Fit and Proper Test akan diikuti oleh 11 orang calon hakim agung. Berikut nama-nama 11 orang tersebut:
Kamar Pidana1. Aviantara, S.H., M.Hum. (Inspektur Wilayah I Badan Pengawasan Mahkamah Agung)
2. H. Dwiarso Budi Santiarto, S.H., M.Hum. (Kepala Badan Pengawasan Mahkamah Agung)
3. Jupriyadi, S.H., M.Hum. (Hakim Tinggi Pengawasan pada Badan Pengawasan Mahkamah Agung)
4. Dr. Prim Haryadi, S.H., M.H. (Dirjen Badan Peradilan Umum Mahkamah Agung)
5. Dr. Subiharta, S.H., M.Hum (Hakim Tinggi Pada Pengadilan Tinggi Bandung)
6. Suharto, S.H., M.Hum. (Panitera Muda Pidana Khusus pada Mahkamah Agung)
7. Suradi, S.H., S.Sos., M.H. (Hakim Tinggi Pengawas pada Badan Pengawasan Mahkamah Agung)
8. Yohanes Priyana, S.H., M.H. (Hakim Tinggi Pengadilan Tinggi Kupang)
amar Perdata9. Ennid Hasanuddin, S.H., C.N., M.H. (Hakim Tinggi Pengadilan Tinggi Banten)
10. Dr.
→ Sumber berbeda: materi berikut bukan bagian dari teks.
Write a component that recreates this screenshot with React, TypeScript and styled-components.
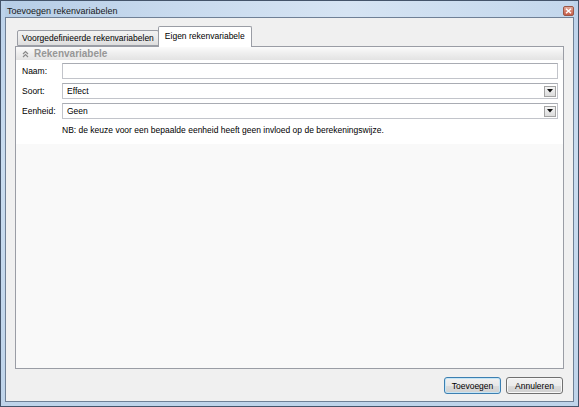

H. Haswandi, S.H., M.Hum., M.M. (Panitera Muda Perdata Khusus Mahkamah Agung)
Kamar Militer11. Brigjen TNI Dr. Tama Ulinta Br Tarigan, S.H., M.Kn. (Wakil Kepala Pengadilan Militer Utama)
Seleksi Hakim Ad Hoc oleh KY
Sementara itu, mantan Ketua Komisi Yudisial (KY) Suparman Marzuki menyatakan seleksi yang dilakukan untuk memilih hakim agung di seluruh dunia, merupakan kewenangan yang diberikan kepada KY. Demikian halnya di Indonesia, lahirnya KY tidak lepas dari keinginan untuk menjadikan seleksi hakim agung yang transparan dan akuntabel oleh KY.
“Selama ini, seleksi terhadap hakim ad hoc di Mahkamah Agung sudah berjalan dengan baik, transparan, dan akuntabel oleh Komisi Yudisial. Oleh karena itu, cukup aneh jika saat ini dipermasalahkan
. Jika kewenangan untuk menyeleksi hakim ad hoc diberikan kepada MA sendiri, maka dapat dipastikan menimbulkan konflik kepentingan, karena mereka sama-sama sebagai hakim di Mahkamah Agung,” tutur Suparman dalam sebuah diskusi daring.
Adapun menurut Prof Susi Dwi Harijanti, pengisian jabatan hakim memiliki peranan besar dalam menentukan kualitas suatu lembaga atau institusi peradilan. Oleh karena itu, dalam konteks ini kita membutuhkan proses seleksi yang transparan dan independen.
“Hakim agung dan hakim ad hoc pada prinsipnya sama saja, karena hak dan kewajiban mereka sama sebagai hakim di Mahkamah Agung. Oleh karena itu, tidak tepat jika proses seleksinya berbeda. Maka sudah tepat menjadi kewenangan Komisi Yudisial,” tutur Prof Susi.